Outbreak of lethal bird flu confirmed in Britain (AFP)
submited by 2366 at Nov, 14, 2007 0:46 AM from Yahoo News

LONDON (AFP) - Veterinary authorities confirmed on Tuesday an outbreak of the potentially lethal Asian strain of bird flu in eastern England, in a new blow to the British farming industry.

More than 6,000 poultry were ordered to be slaughtered at the site near Diss in Norfolk, where an exclusion zone was imposed on Monday after a suspected outbreak was found.

"I can now confirm that the strain of avian influenza found in the infected premises is the highly pathogenic avian influenza H5N1 strain," said deputy chief veterinary officer Fred Landeg.

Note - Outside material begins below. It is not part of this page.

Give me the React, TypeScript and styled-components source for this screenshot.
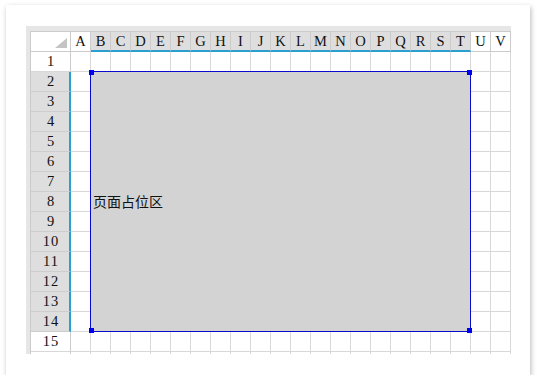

"It is of the Asian lineage. It is closely related to strains of the highly pathogenic avian influenza found this summer in the Czech Republic and in Germany," he added.

On Monday, British officials ordered the slaughter of some thousands of poultry at the farm, which houses turkeys, ducks and geese, near Diss in Suffolk, eastern England.

The cull involves some 5,000 turkeys, more than 1,000 ducks and 500 geese.

They also announced a three-kilometre (1.8-mile) radius protection zone and a 10-kilometre surveillance zone were imposed around the farm in the county of Suffolk, where there was an outbreak of H5N1 in February.

Authorities have also announced further restrictions in a wider area as a "precautionary measure."

Landeg said the operation to contain the latest outbreak would be tough. "This will not be a quick exercise. This is a particularly challenging site," he said.

Probes into the source of the virus are focusing on wild bird transmission, he said, but stressed they were keeping an "open mind" about the exact source.

The new bird flu cases are the latest blow to hit the British farming industry, after an outbreak of foot and mouth disease over the summer centred on a government laboratory in Surrey, south of London.

In the February outbreak some 159,000 turkeys were killed as a precaution at a plant near Holton in Suffolk after an outbreak, which led some countries to impose import bans on British poultry.

An official report into the outbreak at the Bernard Matthews poultry plant later said it was most likely the H5N1 infection reached the flock via imported turkey meat from Hungary.

The H5N1 strain first emerged in Asia in 2003, and has caused some 205 deaths in humans, with Indonesia and Vietnam among the worst hit countries, according to World Health Organization figures.

Scientists fear that H5N1 will eventually mutate into a form that is much more easily transmissible between humans, triggering a global pandemic.

The original source is thought to have been wild migratory birds.

H5N1 has mainly affected Asia and some parts of Africa, but the Food and Agricultural Organisation warned last month that the virus could be transmitted to poultry in Europe by ducks and domestic geese seemingly in good health.

Besides Indonesia, deaths have been recorded in Azerbaijan, Cambodia, China, Egypt, Iraq, Laos, Nigeria, Thailand, Turkey and Vietnam.